This action was brought by plaintiff to set aside a conveyance of personal and real property from defendant Jessie E. Lavery to defendant Emma Lucretia Barnett upon the ground that the said conveyance was executed in fraud of creditors. Judgment was rendered in favor of plaintiff setting aside and annulling this conveyance and from this judgment the said Emma Lucretia Barnett has appealed.
On November 25, 1925, Jessie E. Lavery executed a contract naming W.C. Barnett as trustee and giving to respondent the exclusive right to sell a tract of land known as tract 8304, contining 57 lots, respondent to receive a commission for his services in selling the said lots. Pursuant to the terms of said contract respondent proceeded with the sale of said lots until about August 1, 1927, at which date he received notice from Jessie E. Lavery canceling the said contract. In the meantime on March 26, 1926, Jessie E. Lavery had conveyed the said property, by her deed, to her daughter, Emma L. Barnett, and this deed was recorded in the early part of 1927. Thereafter, on January 28, 1928, *Page 668 respondent commenced an action for damages for breach of contract against Jessie E. Lavery, Emma L. Barnett and W.C. Barnett for the breach of said contract, and judgment was rendered in his favor against Jessie E. Lavery. From this judgment the said Jessie E. Lavery appealed and it was reversed by the Supreme Court on June 23, 1932. (Thomas v. Lavery, 215 Cal. 675 [12 P.2d 636].)
[1] The rule is general that the creditor must first reduce his claim to a judgment before he is entitled to resort to an equitable action to reach property fraudulently transferred by his debtor. (12 Cal. Jur. 1033; Moore v. Schneider, 196 Cal. 380 [238 P. 81], and James v. Schafer, 70 Cal.App. 372 [233 P. 70].)
[2] A creditor can avoid the act or obligation of his debtor for fraud only where the fraud obstructs the enforcement by legal procedure of his right to take the property affected by the transfer or obligation. (Civ. Code, sec. 3441)

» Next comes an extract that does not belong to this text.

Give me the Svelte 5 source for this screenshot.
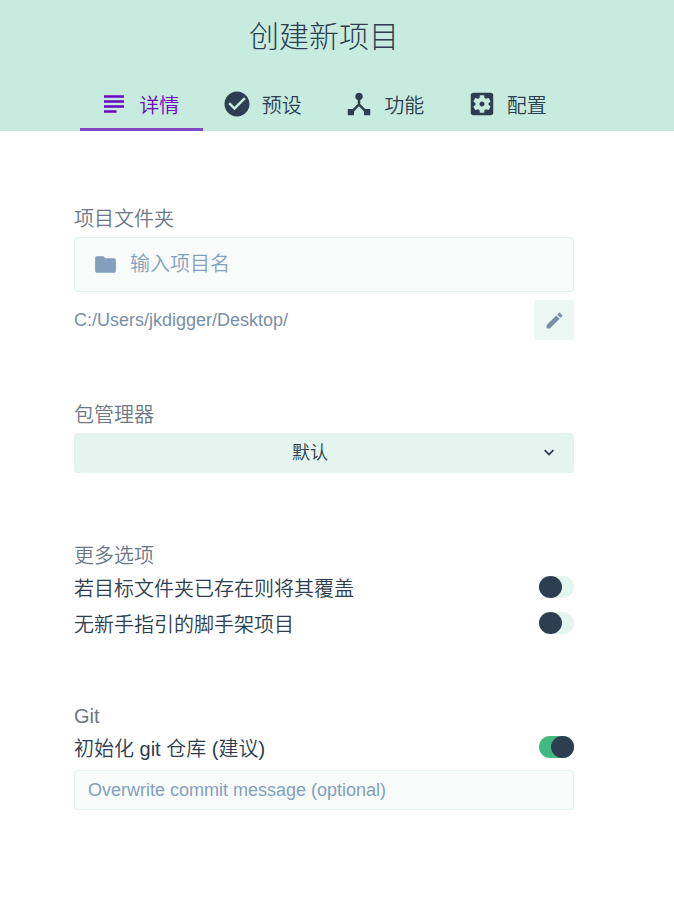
<script>
  const tabs = [
    {
      id: 'details',
      label: '详情',
      path: 'M14 17H4v2h10v-2zm6-8H4v2h16V9zM4 15h16v-2H4v2zM4 5v2h16V5H4z'
    },
    {
      id: 'presets',
      label: '预设',
      path: 'M12 2C6.48 2 2 6.48 2 12s4.48 10 10 10 10-4.48 10-10S17.52 2 12 2zm-2 15l-5-5 1.41-1.41L10 14.17l7.59-7.59L19 8l-9 9z'
    },
    {
      id: 'features',
      label: '功能',
      path: 'M17 16l-4-4V8.82C14.16 8.4 15 7.3 15 6c0-1.66-1.34-3-3-3S9 4.34 9 6c0 1.3.84 2.4 2 2.82V12l-4 4H3v5h5v-3.05l4-4.2 4 4.2V21h5v-5h-4z'
    },
    {
      id: 'config',
      label: '配置',
      path: 'M12 10c-1.1 0-2 .9-2 2s.9 2 2 2 2-.9 2-2-.9-2-2-2zm7-7H5c-1.11 0-2 .9-2 2v14c0 1.1.89 2 2 2h14c1.11 0 2-.9 2-2V5c0-1.1-.89-2-2-2zm-1.75 9c0 .23-.02.46-.05.68l1.48 1.16c.13.11.17.3.08.45l-1.4 2.42c-.09.15-.27.21-.43.15l-1.74-.7c-.36.28-.76.51-1.18.69l-.26 1.85c-.03.17-.18.3-.35.3h-2.8c-.17 0-.32-.13-.35-.29l-.26-1.85c-.43-.18-.82-.41-1.18-.69l-1.74.7c-.16.06-.34 0-.43-.15l-1.4-2.42c-.09-.15-.05-.34.08-.45l1.48-1.16c-.03-.23-.05-.46-.05-.69 0-.23.02-.46.05-.68l-1.48-1.16c-.13-.11-.17-.3-.08-.45l1.4-2.42c.09-.15.27-.21.43-.15l1.74.7c.36-.28.76-.51 1.18-.69l.26-1.85c.03-.17.18-.3.35-.3h2.8c.17 0 .32.13.35.29l.26 1.85c.43.18.82.41 1.18.69l1.74-.7c.16-.06.34 0 .43.15l1.4 2.42c.09.15.05.34-.08.45l-1.48 1.16c.03.23.05.46.05.69z'
    }
  ];

  let active = $state('details');
  let folder = $state('');
  let manager = $state('default');
  let overwrite = $state(false);
  let bare = $state(false);
  let git = $state(true);
  let message = $state('');
</script>

<div class="page">
  <header>
    <h1>创建新项目</h1>
    <div class="tabs" role="tablist">
      {#each tabs as tab (tab.id)}
        <button
          type="button"
          class="tab"
          class:active={active === tab.id}
          role="tab"
          aria-selected={active === tab.id}
          onclick={() => (active = tab.id)}
        >
          <svg viewBox="0 0 24 24" aria-hidden="true"><path d={tab.path} /></svg>
          <span>{tab.label}</span>
        </button>
      {/each}
    </div>
  </header>

  <form onsubmit={(event) => event.preventDefault()}>
    <section>
      <label class="title" for="folder">项目文件夹</label>
      <div class="field large">
        <svg viewBox="0 0 24 24" aria-hidden="true">
          <path d="M10 4H4c-1.1 0-1.99.9-1.99 2L2 18c0 1.1.9 2 2 2h16c1.1 0 2-.9 2-2V8c0-1.1-.9-2-2-2h-8l-2-2z" />
        </svg>
        <input id="folder" type="text" placeholder="输入项目名" bind:value={folder} />
      </div>
      <div class="location">
        <span>C:/Users/jkdigger/Desktop/</span>
        <button type="button" class="edit" aria-label="编辑">
          <svg viewBox="0 0 24 24" aria-hidden="true">
            <path d="M3 17.25V21h3.75L17.81 9.94l-3.75-3.75L3 17.25zM20.71 7.04c.39-.39.39-1.02 0-1.41l-2.34-2.34c-.39-.39-1.02-.39-1.41 0l-1.83 1.83 3.75 3.75 1.83-1.83z" />
          </svg>
        </button>
      </div>
    </section>

    <section>
      <label class="title" for="manager">包管理器</label>
      <div class="select">
        <select id="manager" bind:value={manager}>
          <option value="default">默认</option>
          <option value="npm">npm</option>
          <option value="yarn">yarn</option>
        </select>
        <svg viewBox="0 0 24 24" aria-hidden="true">
          <path d="M7.41 7.84L12 12.42l4.59-4.58L18 9.25l-6 6-6-6z" />
        </svg>
      </div>
    </section>

    <section class="options">
      <h2 class="title">更多选项</h2>
      <label class="switch">
        <span>若目标文件夹已存在则将其覆盖</span>
        <input type="checkbox" role="switch" bind:checked={overwrite} />
      </label>
      <label class="switch">
        <span>无新手指引的脚手架项目</span>
        <input type="checkbox" role="switch" bind:checked={bare} />
      </label>
    </section>

    <section>
      <h2 class="title">Git</h2>
      <label class="switch">
        <span>初始化 git 仓库 (建议)</span>
        <input type="checkbox" role="switch" bind:checked={git} />
      </label>
      <div class="field">
        <input
          type="text"
          aria-label="Overwrite commit message (optional)"
          placeholder="Overwrite commit message (optional)"
          bind:value={message}
        />
      </div>
    </section>
  </form>
</div>

<style>
  :global(body) {
    margin: 0;
    background: #fff;
  }

  .page {
    color: #2c3e50;
    font-family: 'Liberation Sans', 'Noto Sans CJK SC', sans-serif;
    font-size: 20px;
    font-weight: 350;
  }

  .page * {
    box-sizing: border-box;
  }

  button,
  input,
  select {
    margin: 0;
    border: 0;
    color: inherit;
    font: inherit;
  }

  button {
    cursor: pointer;
  }

  svg {
    flex: none;
    fill: currentColor;
  }

  header {
    display: flex;
    flex-direction: column;
    align-items: center;
    padding-right: 26px;
    background: #c8ebdf;
  }

  h1 {
    margin: 0;
    padding: 14px 0 18px;
    font-size: 30px;
    font-weight: 300;
    line-height: 45px;
  }

  .tabs {
    display: flex;
    width: 100%;
    max-width: 490px;
    margin-left: 2px;
  }

  .tab {
    display: flex;
    flex: 1;
    align-items: center;
    justify-content: center;
    gap: 10px;
    height: 54px;
    padding: 3px 4px 0 0;
    border-bottom: 3px solid transparent;
    background: none;
  }

  .tab svg {
    width: 30px;
    height: 30px;
  }

  .tab.active {
    border-color: #8344c6;
    color: #6806c1;
  }

  form {
    display: flex;
    flex-direction: column;
    gap: 59px;
    max-width: 526px;
    margin: 0 auto;
    padding: 72px 26px 72px 0;
  }

  .title {
    display: block;
    margin: 0;
    color: #6b7784;
    font-size: 20px;
    font-weight: 350;
    line-height: 32px;
  }

  .field {
    display: flex;
    align-items: center;
    height: 40px;
    margin-top: 2px;
    padding: 0 13px;
    border: 1px solid #e3f4ee;
    border-radius: 3px;
    background: #f7fbfa;
    color: #849fbd;
    font-size: 18px;
  }

  .field.large {
    gap: 12px;
    height: 55px;
    padding: 0 18px;
    font-size: 20px;
  }

  .field svg {
    width: 25px;
    height: 25px;
  }

  .field input {
    flex: 1;
    min-width: 0;
    height: 100%;
    padding: 0;
    outline: 0;
    background: none;
  }

  .field input::placeholder {
    color: #849fbd;
    opacity: 1;
  }

  .location {
    display: flex;
    align-items: center;
    justify-content: space-between;
    margin-top: 8px;
    color: #788fa7;
    font-size: 18px;
  }

  .edit {
    display: flex;
    align-items: center;
    justify-content: center;
    width: 40px;
    height: 40px;
    padding: 0;
    border-radius: 3px;
    background: #eaf7f2;
  }

  .edit svg {
    width: 21px;
    height: 21px;
  }

  .select {
    display: grid;
    align-items: center;
    margin-top: 2px;
  }

  .select select,
  .select svg {
    grid-area: 1 / 1;
  }

  .select select {
    width: 100%;
    height: 40px;
    padding: 0 28px 0 0;
    border-radius: 3px;
    appearance: none;
    background: #e4f4ee;
    font-size: 18px;
    text-align: center;
    text-align-last: center;
  }

  .select svg {
    justify-self: end;
    width: 20px;
    height: 20px;
    margin-right: 15px;
    pointer-events: none;
  }

  .options {
    margin: 8px 0 -3px;
  }

  .switch {
    display: flex;
    align-items: center;
    justify-content: space-between;
    height: 30px;
    margin-bottom: 6px;
    cursor: pointer;
  }

  .switch + .field {
    margin-top: 8px;
  }

  .switch input {
    display: flex;
    flex: none;
    width: 35px;
    height: 22px;
    border-radius: 11px;
    appearance: none;
    background: #e4f4ee;
    cursor: pointer;
  }

  .switch input::before {
    width: 23px;
    height: 22px;
    border-radius: 50%;
    background: #2c3e50;
    content: '';
  }

  .switch input:checked {
    justify-content: flex-end;
    background: #42b983;
  }
</style>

[3] While it is a general rule that until a judgment becomes final by affirmance on appeal, or the lapse of the time within which an appeal might be taken, such judgment is not admissible in evidence and cannot be relied upon as the foundation of the rights declared in it (Feeney v. Hinckley, 134 Cal. 467 [86 Am. St. Rep. 290, 66 P. 580]), yet a judgment creditor who has endeavored without avail to collect the judgment may attack a transfer as made with intent to defraud creditors, although the judgment has not become final by affirmance on appeal, or by expiration of the time in which to appeal, and although he have no specific lien on the property transferred independent of the judgment. (Rossen v. Villanueva, 175 Cal. 632 [166 P. 1004].)
But in the well-considered case of Sewell v. Johnson,165 Cal. 762 [Ann. Cas. 1915B, 645, 134 P. 704], in which all of the justices concurred, where it appeared that the judgment for the debt had been reversed, the court held on appeal from the judgment in favor of the judgment creditor setting aside and annulling a transfer of the debtor's property on the ground of fraud, that the latter must also be reversed. In the course of the opinion in that case the court said: "It is to be observed that the sole basis sustaining the right of this respondent in the present appeal to maintain his action against this appellant in the court below, was the *Page 669 judgment in Sewell v. Christie, Price et al. [163 Cal. 76,124 P. 713], which we have reversed. The present action against the defendant arising out of such judgment is in the nature of a creditor's bill. It could only be maintained after a judgment at law against Price which was in effect its essential basis. As a general creditor with a mere legal demand not merged into a judgment plaintiff could maintain no action against appellant. But the judgment which alone constituted the basis of the present action has been reversed; the respondent has lost his position as a judgment creditor as effectually as if it never existed. He has no judgment." Further along in this opinion the court held that it must take judicial notice of the reversal and to that extent overruled the decision in the case of Sewell v. Mary L. Priceet al., 164 Cal. 265 [128 P. 407].
[4] It is a well-settled rule of law that a cause of action upon a judgment does not accrue until the judgment becomes final. (Willard v. Dobbins, 191 Cal. 287 [216 P. 1008]; Jones v.Summers, 105 Cal.App. 51 [286 P. 1093].)
[5] And the reversal of the judgment places the parties in the trial court in the same position as if the cause had never been tried, with the exception that the opinion of the court on appeal must be followed so far as applicable. (Central Sav. Bankof Oakland v. Lake, 201 Cal. 438 [257 P. 521].)
[6] The judgment in the case of Thomas v. Lavery, supra, having been reversed and that judgment being the basis of the judgment in the instant case, we are of the opinion that this court cannot do otherwise than also reverse it.
The judgment is, therefore, reversed.